◆ What the task asks ◆
The line holding "1.500 10.800 3.800" is the last one to output; start at the first line of the data, keep every line in between exactly, and leave out pictures.
— START OF Dataset content —
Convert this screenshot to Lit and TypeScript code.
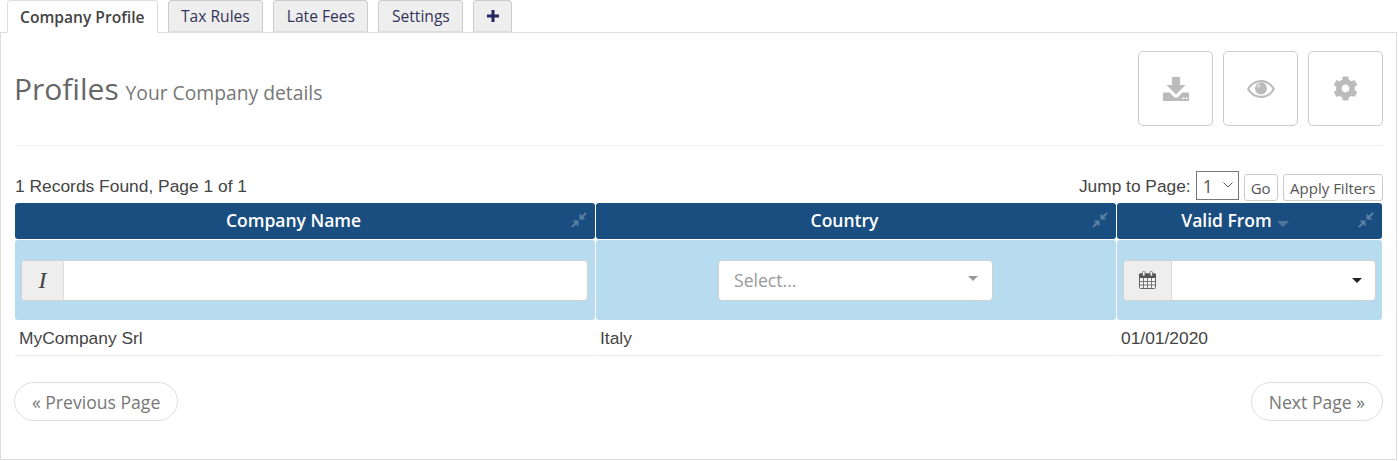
import { LitElement, html, css, svg } from "lit";
import { customElement } from "lit/decorators.js";

const pin = svg`<svg class="pin" viewBox="0 0 16 16"><path d="M8.500 1.500 10.800 3.800 14.600.2 15.800 1.400 12.200 5.200 14.500 7.500H8.500z"/><path d="M7.500 8.500V14.500L5.200 12.200 1.400 15.800.2 14.600 3.800 10.800 1.500 8.500z"/></svg>`;

@customElement("app-root")
export class AppRoot extends LitElement {
  static styles = css`
    :host { display: block; width: 1398px; height: 461px; background: #fff; font-family: "Open Sans", sans-serif; color: #666; overflow: hidden; }
    .tabs { display: flex; gap: 10px; padding-left: 7px; height: 32px; position: relative; z-index: 1; }
    .tab { height: 32px; box-sizing: border-box; padding: 0 12.500px; display: flex; align-items: center; border: 1px solid #ccc; border-bottom: 1px solid #ddd; border-radius: 4px 4px 0 0; background: #eee; color: #33335a; font-size: 15.600px; }
    .tab.active { height: 33px; padding: 0 12px; background: #fff; color: #444; font-weight: 600; border-color: #ddd; border-bottom-color: #fff; }
    .tab.plus svg { width: 12px; height: 12px; fill: #27275f; }
    .panel { box-sizing: border-box; width: 1397px; height: 428px; border: 1px solid #ddd; padding: 18px 13px 0 14px; }
    .head { display: flex; justify-content: space-between; align-items: center; padding-bottom: 19px; border-bottom: 1px solid #eee; margin-bottom: 25px; }
    .title { font-size: 30px; line-height: 40px; color: #666; padding-top: 5px; margin-left: -1px; }
    .title small { font-size: 19.300px; color: #777; margin-left: -1px; }
    .actions { display: flex; gap: 10px; }
    .action { width: 75px; height: 75px; box-sizing: border-box; border: 1px solid #ccc; border-radius: 5px; display: flex; align-items: center; justify-content: center; }
    .action svg { fill: #bbb; display: block; }
    .toolbar { display: flex; justify-content: space-between; align-items: flex-end; height: 32px; }
    .count { font-family: "Liberation Sans", sans-serif; font-size: 17.400px; line-height: 18px; color: #444; padding-bottom: 8px; }
    .jump { display: flex; align-items: flex-end; gap: 5px; font-family: "Liberation Sans", sans-serif; font-size: 17.330px; color: #444; padding-bottom: 2px; }
    .jump label { padding-bottom: 6px; line-height: 18px; }
    .pick { position: relative; display: block; width: 43px; height: 29px; margin-bottom: 1px; }
    .pick select { appearance: none; -webkit-appearance: none; width: 43px; height: 29px; box-sizing: border-box; margin: 0; border: 1px solid #767676; border-radius: 0; background: #fff; font-family: "Open Sans", sans-serif; font-size: 17.330px; color: #555; padding: 0 0 0 6px; display: block; }
    .pick svg { position: absolute; right: 6px; top: 11px; width: 10px; height: 6px; fill: none; stroke: #555; stroke-width: 1; pointer-events: none; }
    .btn { height: 27px; box-sizing: border-box; border: 1px solid #ccc; border-radius: 3px; background: #fff; font-family: "Open Sans", sans-serif; font-size: 15px; color: #555; padding: 0 6.500px; display: flex; align-items: center; }
    .btn.go { padding: 0 6px; }
    .grid { display: grid; grid-template-columns: 580px 520px 265px; column-gap: 1px; grid-template-rows: 36px 81px 35px; row-gap: 0; }
    .th { position: relative; box-sizing: border-box; background: #1a4e80; color: #fff; font-size: 17.500px; font-weight: 600; border-radius: 3px; display: flex; align-items: center; justify-content: center; gap: 5px; height: 36px; padding: 0 23px 2px 0; }
    .pin { position: absolute; right: 8px; top: 9px; width: 16px; height: 16px; fill: #5a80a3; }
    .caret { width: 0; height: 0; border-left: 6px solid transparent; border-right: 6px solid transparent; border-top: 6px solid #4e7599; margin: 7px 6px 0 0; }
    .filter { background: #b7dbef; border-radius: 3px; margin-top: 1px; display: flex; align-items: center; padding: 0 7px 0 6px; }
    .filter.mid { justify-content: center; padding: 0 3px 0 1px; }
    .filter.end { padding: 0 6px; }
    .group { display: flex; flex: 1; height: 41px; box-sizing: border-box; border: 1px solid #d0d0d0; border-radius: 4px; background: #fff; overflow: hidden; }
    .addon { width: 41px; background: #eee; border-right: 1px solid #ddd; display: flex; align-items: center; justify-content: center; flex: none; font-family: "Liberation Serif", serif; font-style: italic; font-size: 24px; color: #444; }
    .addon.date { width: 47px; }
    .addon svg { width: 17px; height: 18px; display: block; }
    .val { flex: 1; display: flex; align-items: center; justify-content: flex-end; padding-right: 13px; }
    .dark { width: 0; height: 0; border-left: 5px solid transparent; border-right: 5px solid transparent; border-top: 5px solid #222; }
    .sel { width: 275px; height: 41px; box-sizing: border-box; border: 1px solid #d0d0d0; border-radius: 4px; background: #fff; display: flex; align-items: center; justify-content: space-between; padding: 0 14px 0 15.500px; color: #999; font-size: 17.600px; }
    .sel i { width: 0; height: 0; border-left: 5px solid transparent; border-right: 5px solid transparent; border-top: 5px solid #999; margin-top: -3px; }
    .td { height: 35px; box-sizing: border-box; margin-top: 1px; border-bottom: 1px solid #e8e8e8; font-family: "Liberation Sans", sans-serif; font-size: 17.400px; color: #444; padding: 0 4px; display: flex; align-items: center; }
    .pager { display: flex; justify-content: space-between; margin: 27px 0 0 -1px; }
    .pill { height: 39px; box-sizing: border-box; border: 1px solid #ddd; border-radius: 20px; padding: 0 17px; display: flex; align-items: center; font-size: 17.600px; color: #777; }
  `;

  render() {
    return html`
      <div class="tabs">
        <div class="tab active">Company Profile</div>
        <div class="tab">Tax Rules</div>
        <div class="tab">Late Fees</div>
        <div class="tab">Settings</div>
        <div class="tab plus"><svg viewBox="0 0 12 12"><path d="M4.500 0h3v4.500H12v3H7.500V12h-3V7.500H0v-3h4.500z"/></svg></div>
      </div>
      <div class="panel">
        <div class="head">
          <div class="title">Profiles <small>Your Company details</small></div>
          <div class="actions">
            <div class="action"><svg width="26" height="24" viewBox="0 0 26 24"><path d="M9 0h8v8h5.500L13 17.500 3.500 8H9z"/><path fill-rule="evenodd" d="M0 15.500h6.500L10.500 19.500a3.500 3.500 0 0 0 5 0l4-4H26V24H0zM19.500 20.500h2v1.500h-2zM22.800 20.500h1.800v1.500h-1.800z"/></svg></div>
            <div class="action"><svg width="28" height="18" viewBox="0 0 28 18"><path fill-rule="evenodd" d="M14 0C8 0 3 3.500 0 9c3 5.500 8 9 14 9s11-3.500 14-9c-3-5.500-8-9-14-9zM14 2.200C19 2.200 23 4.800 25.600 9 23 13.200 19 15.800 14 15.800S5 13.200 2.400 9C5 4.800 9 2.200 14 2.200z"/><circle cx="14" cy="8.500" r="6"/><circle cx="11.500" cy="6" r="1.800" fill="#ddd"/></svg></div>
            <div class="action"><svg width="25" height="25" viewBox="0 0 512 512"><path d="M487.400 315.700l-42.600-24.600c4.300-23.200 4.300-47 0-70.200l42.600-24.600c4.900-2.800 7.100-8.600 5.500-14-11.100-35.600-30-67.800-54.700-94.600-3.800-4.100-10-5.100-14.800-2.300L380.800 110c-17.900-15.400-38.500-27.300-60.800-35.100V25.800c0-5.600-3.900-10.500-9.400-11.700-36.700-8.200-74.300-7.800-109.200 0-5.500 1.200-9.400 6.100-9.400 11.700V75c-22.200 7.900-42.800 19.800-60.800 35.100L88.700 85.500c-4.900-2.800-11-1.900-14.800 2.300-24.700 26.700-43.600 58.900-54.700 94.600-1.700 5.400.6 11.200 5.500 14L67.300 221c-4.300 23.200-4.300 47 0 70.200l-42.600 24.600c-4.900 2.800-7.100 8.600-5.500 14 11.100 35.600 30 67.800 54.700 94.600 3.800 4.100 10 5.100 14.800 2.300l42.600-24.600c17.900 15.400 38.500 27.300 60.800 35.100v49.200c0 5.600 3.900 10.500 9.400 11.700 36.700 8.200 74.300 7.800 109.200 0 5.500-1.200 9.400-6.100 9.400-11.700v-49.200c22.200-7.900 42.800-19.800 60.800-35.100l42.600 24.600c4.900 2.800 11 1.900 14.800-2.300 24.700-26.700 43.600-58.900 54.700-94.600 1.500-5.500-.7-11.300-5.600-14.100zM256 336c-44.100 0-80-35.900-80-80s35.900-80 80-80 80 35.900 80 80-35.900 80-80 80z"/></svg></div>
          </div>
        </div>
        <div class="toolbar">
          <div class="count">1 Records Found, Page 1 of 1</div>
          <div class="jump">
            <label>Jump to Page:</label>
            <span class="pick"><select><option>1</option></select><svg viewBox="0 0 10 6"><path d="M.5.500 5 5 9.500.5"/></svg></span>
            <div class="btn go">Go</div>
            <div class="btn">Apply Filters</div>
          </div>
        </div>
        <div class="grid">
          <div class="th">Company Name${pin}</div>
          <div class="th">Country${pin}</div>
          <div class="th">Valid From<span class="caret"></span>${pin}</div>
          <div class="filter">
            <div class="group"><div class="addon">I</div><div class="val"></div></div>
          </div>
          <div class="filter mid">
            <div class="sel">Select...<i></i></div>
          </div>
          <div class="filter end">
            <div class="group"><div class="addon date"><svg viewBox="0 0 17 18"><rect x="0.500" y="3" width="16" height="14.500" rx="1" fill="#f4f4f4" stroke="#666"/><rect x="0" y="2.500" width="17" height="4.500" rx="1" fill="#555"/><rect x="3.500" y="0.500" width="2.500" height="4.500" rx="1" fill="#f4f4f4" stroke="#666" stroke-width=".8"/><rect x="11" y="0.500" width="2.500" height="4.500" rx="1" fill="#f4f4f4" stroke="#666" stroke-width=".8"/><path d="M4.500 7v10M8.500 7v10M12.500 7v10M1 10.500h15M1 14h15" stroke="#777" stroke-width="1" fill="none"/></svg></div><div class="val"><span class="dark"></span></div></div>
          </div>
          <div class="td">MyCompany Srl</div>
          <div class="td">Italy</div>
          <div class="td">01/01/2020</div>
        </div>
        <div class="pager">
          <div class="pill">« Previous Page</div>
          <div class="pill">Next Page »</div>
        </div>
      </div>
    `;
  }
}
— END OF Dataset content —
◆ Final result ◆
Convert this screenshot to Lit and TypeScript code.
import { LitElement, html, css, svg } from "lit";
import { customElement } from "lit/decorators.js";

const pin = svg`<svg class="pin" viewBox="0 0 16 16"><path d="M8.500 1.500 10.800 3.800 14.600.2 15.800 1.400 12.200 5.200 14.500 7.500H8.500z"/><path d="M7.500 8.500V14.500L5.200 12.200 1.400 15.800.2 14.600 3.800 10.800 1.500 8.500z"/></svg>`;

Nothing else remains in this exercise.